Notebook Outline:
Local Regression Models
Since the global models provide an average coefficient estimate for each predictor variable across the study area, they inherently assume the relationships tp be constant across space. That is however, not always true. GWR relaxes this assumption and provides a unique coefficient estimate for each location and for each covariate. The GWR model is essentially an ensemble of OLS regressions calibrated at each individual location of the study area which is reflected by the (ui,vi) in the equation here.
To calibrate a regression model at each location we would technicaly require multiple unique data points at the same location. Since that kind of data is extemely hard to find, GWR gets around the problem by borrowing data from geographically neighboring locations. This is in accordance with Tobler's Law of spatial dependence. The number of neighboring data values used to calibrate a model is obtained using an optimization criterion such as Akaike Information Criterion (AIC) or cross-validation and the parameter thus obtained is called the bandwidth. The bandwidth is interpreted as an indicator of scale at which the spatial processes have the most to contribute to the formation of the spatial pattern being examined.
In effect, the bandwidth parameter in Geographicallly Weighted Regression, refers to the width of the kernel within which observations are weighted and used in the calibration of the local, site-specific model. A large bandwidth hence, would indicate that observations farther away from the point of calibration are included in the loca model than in the one with a smaller bandiwdth. The bandwidth can thus be interpreted as a measure of the extent of overall spatial heterogeneity in relationships. Large bandwidths in a model would indicate broad spatial variation in relationships and as the size of the bandwidths decreases, more detailed patterns in variation of spatial relationships becomes visible.

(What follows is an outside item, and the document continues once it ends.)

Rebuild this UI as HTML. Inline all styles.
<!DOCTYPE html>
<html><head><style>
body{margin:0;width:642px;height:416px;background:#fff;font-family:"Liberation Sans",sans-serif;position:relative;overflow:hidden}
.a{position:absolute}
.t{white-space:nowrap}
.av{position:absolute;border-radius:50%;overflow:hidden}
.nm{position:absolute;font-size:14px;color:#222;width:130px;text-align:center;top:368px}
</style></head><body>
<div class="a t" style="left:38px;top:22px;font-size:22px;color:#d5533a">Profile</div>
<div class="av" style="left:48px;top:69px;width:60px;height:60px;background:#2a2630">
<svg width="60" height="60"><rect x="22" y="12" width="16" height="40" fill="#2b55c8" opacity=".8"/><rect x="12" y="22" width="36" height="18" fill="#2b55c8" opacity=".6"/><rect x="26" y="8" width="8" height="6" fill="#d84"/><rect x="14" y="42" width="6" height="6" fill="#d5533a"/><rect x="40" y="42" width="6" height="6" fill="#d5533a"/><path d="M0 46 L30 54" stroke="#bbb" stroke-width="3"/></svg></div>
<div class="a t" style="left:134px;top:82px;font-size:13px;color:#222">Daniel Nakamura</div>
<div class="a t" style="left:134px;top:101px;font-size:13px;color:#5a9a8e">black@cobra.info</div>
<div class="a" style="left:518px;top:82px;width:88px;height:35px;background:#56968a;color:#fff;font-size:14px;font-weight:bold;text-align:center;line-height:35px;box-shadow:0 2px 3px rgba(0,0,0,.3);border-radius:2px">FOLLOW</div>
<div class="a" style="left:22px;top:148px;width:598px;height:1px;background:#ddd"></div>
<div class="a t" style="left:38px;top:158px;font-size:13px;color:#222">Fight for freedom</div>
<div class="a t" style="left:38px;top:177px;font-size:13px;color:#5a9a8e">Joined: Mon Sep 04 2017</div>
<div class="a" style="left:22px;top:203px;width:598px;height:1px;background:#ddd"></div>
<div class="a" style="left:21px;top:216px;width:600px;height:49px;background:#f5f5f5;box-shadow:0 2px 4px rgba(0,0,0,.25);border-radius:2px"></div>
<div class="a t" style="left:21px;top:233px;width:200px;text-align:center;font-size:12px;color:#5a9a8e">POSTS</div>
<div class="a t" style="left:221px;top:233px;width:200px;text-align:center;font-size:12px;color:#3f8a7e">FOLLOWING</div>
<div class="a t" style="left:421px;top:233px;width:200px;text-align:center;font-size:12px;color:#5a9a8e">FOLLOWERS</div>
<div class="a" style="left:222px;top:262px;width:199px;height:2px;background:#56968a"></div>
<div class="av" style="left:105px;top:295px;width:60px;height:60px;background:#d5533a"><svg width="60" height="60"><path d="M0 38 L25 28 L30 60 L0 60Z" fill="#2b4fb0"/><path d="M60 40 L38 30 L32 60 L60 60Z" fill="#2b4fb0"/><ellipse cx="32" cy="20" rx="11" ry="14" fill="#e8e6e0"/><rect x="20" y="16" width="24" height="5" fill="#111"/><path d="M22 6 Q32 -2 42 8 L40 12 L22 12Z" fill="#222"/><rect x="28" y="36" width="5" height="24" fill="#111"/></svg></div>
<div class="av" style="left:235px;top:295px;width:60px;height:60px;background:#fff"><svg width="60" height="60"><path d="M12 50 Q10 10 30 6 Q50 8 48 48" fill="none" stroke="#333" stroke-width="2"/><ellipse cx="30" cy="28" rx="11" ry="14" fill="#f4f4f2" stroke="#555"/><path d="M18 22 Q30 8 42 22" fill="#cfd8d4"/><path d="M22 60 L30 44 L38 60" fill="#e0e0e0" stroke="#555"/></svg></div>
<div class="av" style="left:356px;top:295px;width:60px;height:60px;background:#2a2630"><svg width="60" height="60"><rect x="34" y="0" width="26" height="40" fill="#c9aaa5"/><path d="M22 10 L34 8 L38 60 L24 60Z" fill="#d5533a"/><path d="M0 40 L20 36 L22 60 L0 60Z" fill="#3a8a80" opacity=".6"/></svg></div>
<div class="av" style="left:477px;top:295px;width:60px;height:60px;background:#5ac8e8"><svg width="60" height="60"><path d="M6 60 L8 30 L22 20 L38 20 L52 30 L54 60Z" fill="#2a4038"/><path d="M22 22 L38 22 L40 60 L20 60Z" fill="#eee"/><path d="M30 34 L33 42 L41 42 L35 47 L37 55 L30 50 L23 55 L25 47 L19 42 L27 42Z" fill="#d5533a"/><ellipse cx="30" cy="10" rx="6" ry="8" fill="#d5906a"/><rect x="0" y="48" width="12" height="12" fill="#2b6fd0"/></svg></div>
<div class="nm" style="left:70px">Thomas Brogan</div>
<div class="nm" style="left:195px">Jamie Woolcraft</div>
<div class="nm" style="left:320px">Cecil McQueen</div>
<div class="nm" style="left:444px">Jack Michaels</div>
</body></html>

A weighting kernel in GWR can be chosen between an adaptive bisquare function and a fixed Gaussian function. For the adaptive bisquare kernel, the weights are assigned to the same number of points across space (nearest neighbors) and the bisquare function is used as a diminishing function. The fixed kernel, on the other hand, is more appropriate in situations where the data are more evenly spread and a fixed distance for defining a subset of local data used for calibration can be justified.
Since different processes affect the spatial pattern we observe at different scales (as we discussed previously in the human migration example), a multiscale extension to GWR was recently developed. This extension relaxes the assumtion that all processes operate at a single scale and allows the estimation of unique scales of spatial processes in a model.
In the simulated example below, for example, an MGWR model will potentially be able to estimate an appropriate scale for each process depending on the amount of spatial heterogeneity in each process. MGWR model in effect, produces a bandwidth parameter for each spatial process being modeled (i.e. one bandwidth paremeter for each of the betas associated with the independent variables).